GOAL OF THE EXERCISE. Filter the data for lines with the word "page", then copy every line so identified.

(Interface markup and scripts)
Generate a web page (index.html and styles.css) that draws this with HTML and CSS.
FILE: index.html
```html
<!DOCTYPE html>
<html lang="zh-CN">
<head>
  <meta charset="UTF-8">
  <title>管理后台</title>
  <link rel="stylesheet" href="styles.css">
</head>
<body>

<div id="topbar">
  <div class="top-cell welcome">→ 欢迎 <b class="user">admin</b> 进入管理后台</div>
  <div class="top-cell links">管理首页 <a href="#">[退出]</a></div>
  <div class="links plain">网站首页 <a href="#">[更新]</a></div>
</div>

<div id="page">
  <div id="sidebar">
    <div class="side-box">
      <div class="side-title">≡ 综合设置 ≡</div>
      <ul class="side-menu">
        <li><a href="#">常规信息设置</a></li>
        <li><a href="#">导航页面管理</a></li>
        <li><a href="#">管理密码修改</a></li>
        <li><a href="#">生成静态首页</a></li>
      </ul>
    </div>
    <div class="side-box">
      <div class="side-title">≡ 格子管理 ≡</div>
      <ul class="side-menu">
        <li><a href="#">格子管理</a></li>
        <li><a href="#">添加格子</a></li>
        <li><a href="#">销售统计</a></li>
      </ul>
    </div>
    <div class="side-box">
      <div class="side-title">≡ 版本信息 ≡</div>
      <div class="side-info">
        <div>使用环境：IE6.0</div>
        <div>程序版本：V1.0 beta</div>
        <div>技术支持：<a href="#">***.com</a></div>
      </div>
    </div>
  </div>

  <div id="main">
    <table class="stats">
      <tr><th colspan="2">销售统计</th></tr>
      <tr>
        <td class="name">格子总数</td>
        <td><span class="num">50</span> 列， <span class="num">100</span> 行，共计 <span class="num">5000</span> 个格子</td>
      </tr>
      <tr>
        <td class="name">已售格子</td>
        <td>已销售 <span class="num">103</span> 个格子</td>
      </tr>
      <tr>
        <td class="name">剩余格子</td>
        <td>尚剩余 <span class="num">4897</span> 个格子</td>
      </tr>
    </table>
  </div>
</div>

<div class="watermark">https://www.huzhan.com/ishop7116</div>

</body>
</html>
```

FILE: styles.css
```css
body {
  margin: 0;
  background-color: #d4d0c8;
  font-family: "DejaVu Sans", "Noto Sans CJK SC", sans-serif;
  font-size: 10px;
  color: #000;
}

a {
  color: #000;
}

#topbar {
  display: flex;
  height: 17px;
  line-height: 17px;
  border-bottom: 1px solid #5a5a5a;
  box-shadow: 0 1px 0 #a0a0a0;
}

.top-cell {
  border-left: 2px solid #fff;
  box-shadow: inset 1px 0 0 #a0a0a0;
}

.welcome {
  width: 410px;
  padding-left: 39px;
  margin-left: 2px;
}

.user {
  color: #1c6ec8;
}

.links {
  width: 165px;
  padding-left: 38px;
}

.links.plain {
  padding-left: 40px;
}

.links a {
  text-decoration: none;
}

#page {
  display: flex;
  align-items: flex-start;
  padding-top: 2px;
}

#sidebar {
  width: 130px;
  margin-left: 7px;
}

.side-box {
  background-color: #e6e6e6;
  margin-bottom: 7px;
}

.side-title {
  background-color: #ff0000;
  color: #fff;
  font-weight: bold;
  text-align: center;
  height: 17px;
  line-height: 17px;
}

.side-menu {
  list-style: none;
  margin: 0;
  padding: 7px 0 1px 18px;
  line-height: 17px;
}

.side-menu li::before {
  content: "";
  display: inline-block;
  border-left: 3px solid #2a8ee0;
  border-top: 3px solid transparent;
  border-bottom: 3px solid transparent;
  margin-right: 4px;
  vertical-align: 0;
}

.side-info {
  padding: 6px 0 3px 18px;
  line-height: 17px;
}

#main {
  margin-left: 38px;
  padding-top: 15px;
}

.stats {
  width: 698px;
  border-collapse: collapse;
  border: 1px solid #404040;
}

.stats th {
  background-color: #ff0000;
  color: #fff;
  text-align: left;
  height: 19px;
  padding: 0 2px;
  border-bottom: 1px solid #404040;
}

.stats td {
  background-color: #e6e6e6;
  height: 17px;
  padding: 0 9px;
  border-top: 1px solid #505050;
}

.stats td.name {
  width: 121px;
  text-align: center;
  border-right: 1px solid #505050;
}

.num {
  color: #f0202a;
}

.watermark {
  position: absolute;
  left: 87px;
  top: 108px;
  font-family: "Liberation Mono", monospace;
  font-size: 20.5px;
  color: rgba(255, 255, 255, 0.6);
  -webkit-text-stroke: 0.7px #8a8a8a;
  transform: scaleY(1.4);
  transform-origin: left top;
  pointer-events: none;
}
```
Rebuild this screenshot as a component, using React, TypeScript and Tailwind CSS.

RESULT OF THE EXERCISE.
Generate a web page (index.html and styles.css) that draws this with HTML and CSS.
<div id="page">
#page {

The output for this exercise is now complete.